The film sprouted from Atul’s short-story The Decipherer, told from the deaf-mute waiter’s perspective. “A film from Ashok’s POV would have to be a silent one. The short story was thus unfilmable,” he says. Hence, we see the film from the eyes of Pushkin, a meek sign-language teacher, oddly named after Russian poet and playwright Alexander Pushkin. “I had a classmate who was called Pushkin Verma,” shares Atul while adding, “I was intrigued. Why would an Indian parent name his child after a Russian writer?”

Atul grew up in Agra in the 1980s, when there was a rapid cultural exchange between India and the erstwhile Soviet Union. “Doordarshan used to air a series on Russian gymnast Nadia Comaneci.
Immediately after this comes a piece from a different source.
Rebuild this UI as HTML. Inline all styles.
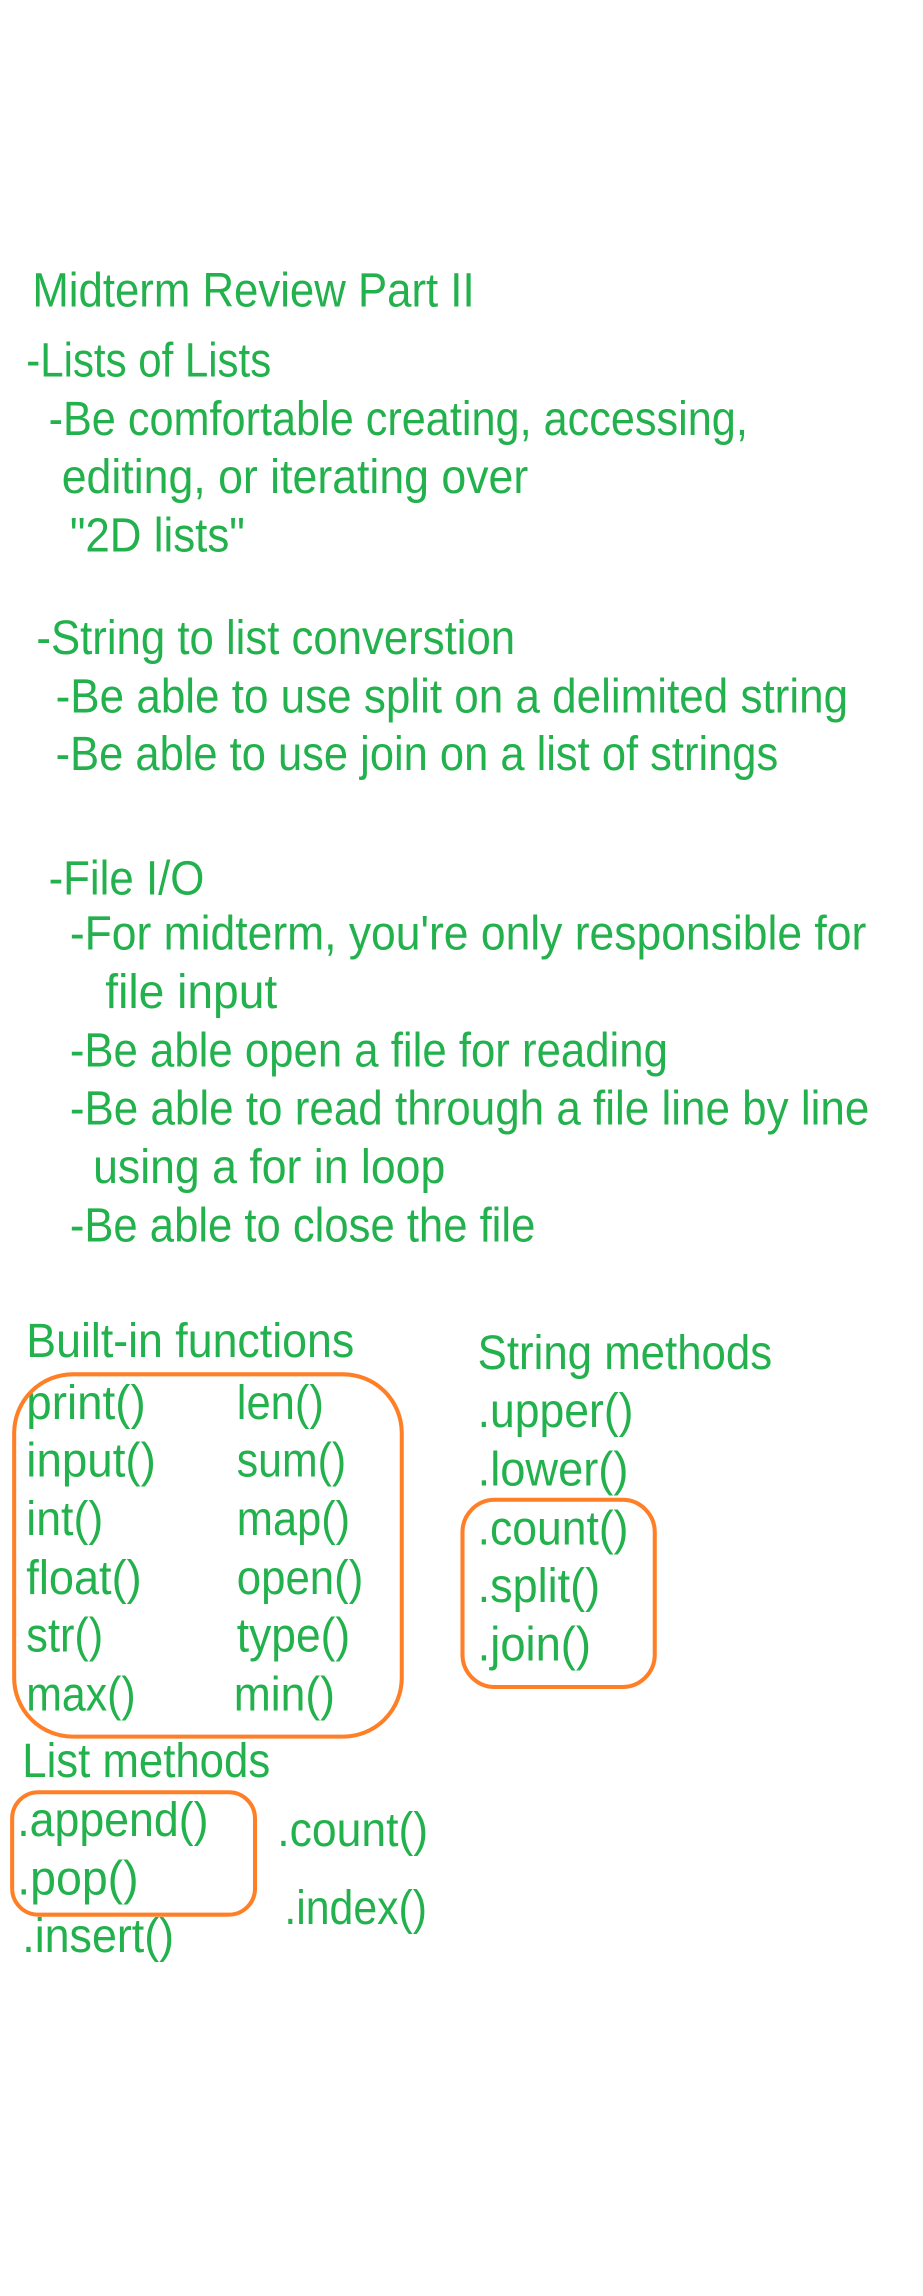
<!DOCTYPE html>
<html><head><meta charset="utf-8"><style>
html,body{margin:0;padding:0;background:#fff;}
svg{display:block;}
text{font-family:"Liberation Sans Narrow","Liberation Sans",sans-serif;font-size:48px;fill:#22b14c;}
</style></head><body>
<svg width="923" height="2296" viewBox="0 0 923 2296" xmlns="http://www.w3.org/2000/svg">
<g transform="scale(1.012)">
<text x="32" y="303" textLength="437" lengthAdjust="spacingAndGlyphs">Midterm Review Part II</text>
<text x="26" y="372" textLength="242" lengthAdjust="spacingAndGlyphs">-Lists of Lists</text>
<text x="48" y="430" textLength="691" lengthAdjust="spacingAndGlyphs">-Be comfortable creating, accessing,</text>
<text x="61" y="487" textLength="461" lengthAdjust="spacingAndGlyphs">editing, or iterating over</text>
<text x="69" y="545" textLength="173" lengthAdjust="spacingAndGlyphs">"2D lists"</text>
<text x="36" y="646" textLength="473" lengthAdjust="spacingAndGlyphs">-String to list converstion</text>
<text x="55" y="704" textLength="783" lengthAdjust="spacingAndGlyphs">-Be able to use split on a delimited string</text>
<text x="55" y="761" textLength="714" lengthAdjust="spacingAndGlyphs">-Be able to use join on a list of strings</text>
<text x="48" y="884" textLength="154" lengthAdjust="spacingAndGlyphs">-File I/O</text>
<text x="69" y="938" textLength="787" lengthAdjust="spacingAndGlyphs">-For midterm, you're only responsible for</text>
<text x="104" y="996" textLength="170" lengthAdjust="spacingAndGlyphs">file input</text>
<text x="69" y="1054" textLength="591" lengthAdjust="spacingAndGlyphs">-Be able open a file for reading</text>
<text x="69" y="1111" textLength="790" lengthAdjust="spacingAndGlyphs">-Be able to read through a file line by line</text>
<text x="92" y="1169" textLength="348" lengthAdjust="spacingAndGlyphs">using a for in loop</text>
<text x="69" y="1227" textLength="460" lengthAdjust="spacingAndGlyphs">-Be able to close the file</text>

<text x="26" y="1341" textLength="324" lengthAdjust="spacingAndGlyphs">Built-in functions</text>
<text x="472" y="1353" textLength="291" lengthAdjust="spacingAndGlyphs">String methods</text>

<text x="26" y="1402" textLength="118" lengthAdjust="spacingAndGlyphs">print()</text><text x="234" y="1402" textLength="86" lengthAdjust="spacingAndGlyphs">len()</text>
<text x="26" y="1459" textLength="128" lengthAdjust="spacingAndGlyphs">input()</text><text x="234" y="1459" textLength="108" lengthAdjust="spacingAndGlyphs">sum()</text>
<text x="26" y="1517" textLength="76" lengthAdjust="spacingAndGlyphs">int()</text><text x="234" y="1517" textLength="112" lengthAdjust="spacingAndGlyphs">map()</text>
<text x="26" y="1575" textLength="114" lengthAdjust="spacingAndGlyphs">float()</text><text x="234" y="1575" textLength="125" lengthAdjust="spacingAndGlyphs">open()</text>
<text x="26" y="1632" textLength="76" lengthAdjust="spacingAndGlyphs">str()</text><text x="234" y="1632" textLength="112" lengthAdjust="spacingAndGlyphs">type()</text>
<text x="26" y="1690" textLength="108" lengthAdjust="spacingAndGlyphs">max()</text><text x="231" y="1690" textLength="100" lengthAdjust="spacingAndGlyphs">min()</text>

<text x="472" y="1410" textLength="154" lengthAdjust="spacingAndGlyphs">.upper()</text>
<text x="472" y="1468" textLength="149" lengthAdjust="spacingAndGlyphs">.lower()</text>
<text x="472" y="1526" textLength="149" lengthAdjust="spacingAndGlyphs">.count()</text>
<text x="472" y="1583" textLength="121" lengthAdjust="spacingAndGlyphs">.split()</text>
<text x="472" y="1641" textLength="112" lengthAdjust="spacingAndGlyphs">.join()</text>

<text x="22" y="1756" textLength="245" lengthAdjust="spacingAndGlyphs">List methods</text>
<text x="17" y="1814" textLength="189" lengthAdjust="spacingAndGlyphs">.append()</text>
<text x="17" y="1872" textLength="120" lengthAdjust="spacingAndGlyphs">.pop()</text>
<text x="22" y="1929" textLength="150" lengthAdjust="spacingAndGlyphs">.insert()</text>
<text x="274" y="1824" textLength="149" lengthAdjust="spacingAndGlyphs">.count()</text>
<text x="281" y="1901" textLength="141" lengthAdjust="spacingAndGlyphs">.index()</text>
<g fill="none" stroke="#ff7f27" stroke-width="4">
<rect x="14" y="1358" width="383" height="358" rx="58" ry="58"/>
<rect x="457" y="1482" width="190" height="185" rx="32" ry="32"/>
<rect x="12" y="1771" width="240" height="121" rx="26" ry="26"/>
</g>
</g>
</svg>
</body></html>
A lot of East European films were also shown on TV,” he says.

“There were mobile libraries that stocked books by many Soviet publishers.” Atul’s family was in the shoe business, and there was trade between sellers in Agra (known for its footwear industry) and in the Soviet Union. “Any decision that was made in Delhi affected the business my family was in. It shaped the conversations at home,” he says.

Atul pitched the idea of Berlin to many actors before zeroing in on Rahul Bose, Aparshakti Khurana and Ishwak Singh (“They seemed the most excited to hear it”). Aparshakti and Ishwak learnt sign language for four to six months before getting on set. The interrogation scenes were particularly tricky to shoot for Aparshakti as he had to deliver dialogues in sign language and verbally. “Sometimes in sign language the sentence construction is strange,” says the actor.

“For example, if I have to say ‘let’s go upstairs and do this interview’, in sign language I might say ‘upstairs’ first and ‘do this interview’ later. My lines I had to speak straight, in sign language it was a different format and on top of that I had to remember Ishwak’s lines too. It was a tough task.”

Aparshakti also shared another difficulty of “pacing” he faced while shooting for the film. Berlin is a slow-burn, sombre feature, and the actor said he had to calm himself to be in sync with the mood of the film. “I am quite a livewire,” he shares. “I mean I have been an overexcited radio jockey. I had to really scold myself and control my energy.”

Last week, Atul took to social media and shared a picture of a handwritten list of films that he re-watched before getting into the making of Berlin. There were some spy/surveillance regulars like Francis Ford Coppola’s The Conversation (1974), Jean-Pierre Melville’s Army of Shadows (1969) and Alfred Hitchcock’s Notorious (1946) but, strangely, there were also some Hindi dramas like Sparsh (1980) and New Delhi Times (1986). “In Sparsh, a differently-abled teacher teaches differently-abled kids. I took inspiration for Pushkin from there.

In New Delhi Times, a different kind of Delhi is shown, of newsrooms and diplomatic quarters. I wanted to get a sense of that,” says Atul. The director also explains how interviews with some Narcotics Control Bureau officers that he conducted while researching for his 2010 TV series Powder, helped during Berlin. “They had shared some manuals in which there was a chapter titled ‘How to do surveillance?’” he says. So, this time, did he meet any spies to understand their way of working? “How to!” he says with a laugh. “That will blow their cover.”